======== Given data ========

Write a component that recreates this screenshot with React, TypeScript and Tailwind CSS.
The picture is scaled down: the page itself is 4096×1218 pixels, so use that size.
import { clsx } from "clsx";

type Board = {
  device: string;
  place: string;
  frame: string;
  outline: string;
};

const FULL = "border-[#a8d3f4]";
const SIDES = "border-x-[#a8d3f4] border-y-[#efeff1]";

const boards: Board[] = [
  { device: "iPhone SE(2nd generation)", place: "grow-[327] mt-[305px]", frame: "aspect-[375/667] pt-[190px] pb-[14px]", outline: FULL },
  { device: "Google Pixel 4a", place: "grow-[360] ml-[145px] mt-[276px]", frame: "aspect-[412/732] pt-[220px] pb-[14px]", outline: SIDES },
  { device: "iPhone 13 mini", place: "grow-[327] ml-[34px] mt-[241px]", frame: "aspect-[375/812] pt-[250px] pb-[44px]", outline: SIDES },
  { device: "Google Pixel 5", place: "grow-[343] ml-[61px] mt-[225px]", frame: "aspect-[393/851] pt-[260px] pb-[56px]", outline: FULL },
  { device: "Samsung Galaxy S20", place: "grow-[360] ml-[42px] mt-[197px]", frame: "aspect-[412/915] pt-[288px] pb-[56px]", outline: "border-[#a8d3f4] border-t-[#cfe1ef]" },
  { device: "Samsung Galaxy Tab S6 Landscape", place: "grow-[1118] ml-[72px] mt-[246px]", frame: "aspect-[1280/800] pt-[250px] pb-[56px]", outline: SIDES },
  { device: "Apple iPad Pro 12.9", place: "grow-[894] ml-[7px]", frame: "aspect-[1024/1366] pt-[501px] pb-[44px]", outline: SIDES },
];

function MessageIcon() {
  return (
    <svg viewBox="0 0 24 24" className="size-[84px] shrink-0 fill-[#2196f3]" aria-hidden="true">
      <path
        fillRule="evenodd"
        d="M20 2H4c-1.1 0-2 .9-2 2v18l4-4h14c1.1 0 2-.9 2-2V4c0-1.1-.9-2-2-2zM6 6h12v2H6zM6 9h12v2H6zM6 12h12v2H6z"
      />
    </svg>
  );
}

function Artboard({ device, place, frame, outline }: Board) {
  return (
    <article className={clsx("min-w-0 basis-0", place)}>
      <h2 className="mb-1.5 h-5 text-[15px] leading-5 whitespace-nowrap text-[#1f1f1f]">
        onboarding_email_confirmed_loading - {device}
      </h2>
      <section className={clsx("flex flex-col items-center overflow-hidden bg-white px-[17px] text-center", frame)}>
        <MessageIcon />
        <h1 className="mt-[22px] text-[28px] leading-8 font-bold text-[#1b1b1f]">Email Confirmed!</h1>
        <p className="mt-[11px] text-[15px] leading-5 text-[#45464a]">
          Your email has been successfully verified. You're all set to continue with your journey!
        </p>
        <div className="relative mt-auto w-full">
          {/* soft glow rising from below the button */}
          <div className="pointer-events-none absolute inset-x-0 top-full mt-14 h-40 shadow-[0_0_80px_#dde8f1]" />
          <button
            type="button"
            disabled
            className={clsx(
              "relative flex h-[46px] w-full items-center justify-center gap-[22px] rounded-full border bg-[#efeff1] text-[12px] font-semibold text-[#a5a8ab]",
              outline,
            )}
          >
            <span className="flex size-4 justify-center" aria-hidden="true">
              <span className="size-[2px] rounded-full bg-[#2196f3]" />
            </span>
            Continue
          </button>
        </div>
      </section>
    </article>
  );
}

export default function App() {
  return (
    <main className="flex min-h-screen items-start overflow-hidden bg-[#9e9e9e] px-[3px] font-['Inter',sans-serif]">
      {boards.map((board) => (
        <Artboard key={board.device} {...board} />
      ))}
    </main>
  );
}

========

Directions for this task: Give every line of the material again, exactly as it reads.

Response:
Write a component that recreates this screenshot with React, TypeScript and Tailwind CSS.
The picture is scaled down: the page itself is 4096×1218 pixels, so use that size.
import { clsx } from "clsx";

type Board = {
  device: string;
  place: string;
  frame: string;
  outline: string;
};

const FULL = "border-[#a8d3f4]";
const SIDES = "border-x-[#a8d3f4] border-y-[#efeff1]";

const boards: Board[] = [
  { device: "iPhone SE(2nd generation)", place: "grow-[327] mt-[305px]", frame: "aspect-[375/667] pt-[190px] pb-[14px]", outline: FULL },
  { device: "Google Pixel 4a", place: "grow-[360] ml-[145px] mt-[276px]", frame: "aspect-[412/732] pt-[220px] pb-[14px]", outline: SIDES },
  { device: "iPhone 13 mini", place: "grow-[327] ml-[34px] mt-[241px]", frame: "aspect-[375/812] pt-[250px] pb-[44px]", outline: SIDES },
  { device: "Google Pixel 5", place: "grow-[343] ml-[61px] mt-[225px]", frame: "aspect-[393/851] pt-[260px] pb-[56px]", outline: FULL },
  { device: "Samsung Galaxy S20", place: "grow-[360] ml-[42px] mt-[197px]", frame: "aspect-[412/915] pt-[288px] pb-[56px]", outline: "border-[#a8d3f4] border-t-[#cfe1ef]" },
  { device: "Samsung Galaxy Tab S6 Landscape", place: "grow-[1118] ml-[72px] mt-[246px]", frame: "aspect-[1280/800] pt-[250px] pb-[56px]", outline: SIDES },
  { device: "Apple iPad Pro 12.9", place: "grow-[894] ml-[7px]", frame: "aspect-[1024/1366] pt-[501px] pb-[44px]", outline: SIDES },
];

function MessageIcon() {
  return (
    <svg viewBox="0 0 24 24" className="size-[84px] shrink-0 fill-[#2196f3]" aria-hidden="true">
      <path
        fillRule="evenodd"
        d="M20 2H4c-1.1 0-2 .9-2 2v18l4-4h14c1.1 0 2-.9 2-2V4c0-1.1-.9-2-2-2zM6 6h12v2H6zM6 9h12v2H6zM6 12h12v2H6z"
      />
    </svg>
  );
}

function Artboard({ device, place, frame, outline }: Board) {
  return (
    <article className={clsx("min-w-0 basis-0", place)}>
      <h2 className="mb-1.5 h-5 text-[15px] leading-5 whitespace-nowrap text-[#1f1f1f]">
        onboarding_email_confirmed_loading - {device}
      </h2>
      <section className={clsx("flex flex-col items-center overflow-hidden bg-white px-[17px] text-center", frame)}>
        <MessageIcon />
        <h1 className="mt-[22px] text-[28px] leading-8 font-bold text-[#1b1b1f]">Email Confirmed!</h1>
        <p className="mt-[11px] text-[15px] leading-5 text-[#45464a]">
          Your email has been successfully verified. You're all set to continue with your journey!
        </p>
        <div className="relative mt-auto w-full">
          {/* soft glow rising from below the button */}
          <div className="pointer-events-none absolute inset-x-0 top-full mt-14 h-40 shadow-[0_0_80px_#dde8f1]" />
          <button
            type="button"
            disabled
            className={clsx(
              "relative flex h-[46px] w-full items-center justify-center gap-[22px] rounded-full border bg-[#efeff1] text-[12px] font-semibold text-[#a5a8ab]",
              outline,
            )}
          >
            <span className="flex size-4 justify-center" aria-hidden="true">
              <span className="size-[2px] rounded-full bg-[#2196f3]" />
            </span>
            Continue
          </button>
        </div>
      </section>
    </article>
  );
}

export default function App() {
  return (
    <main className="flex min-h-screen items-start overflow-hidden bg-[#9e9e9e] px-[3px] font-['Inter',sans-serif]">
      {boards.map((board) => (
        <Artboard key={board.device} {...board} />
      ))}
    </main>
  );
}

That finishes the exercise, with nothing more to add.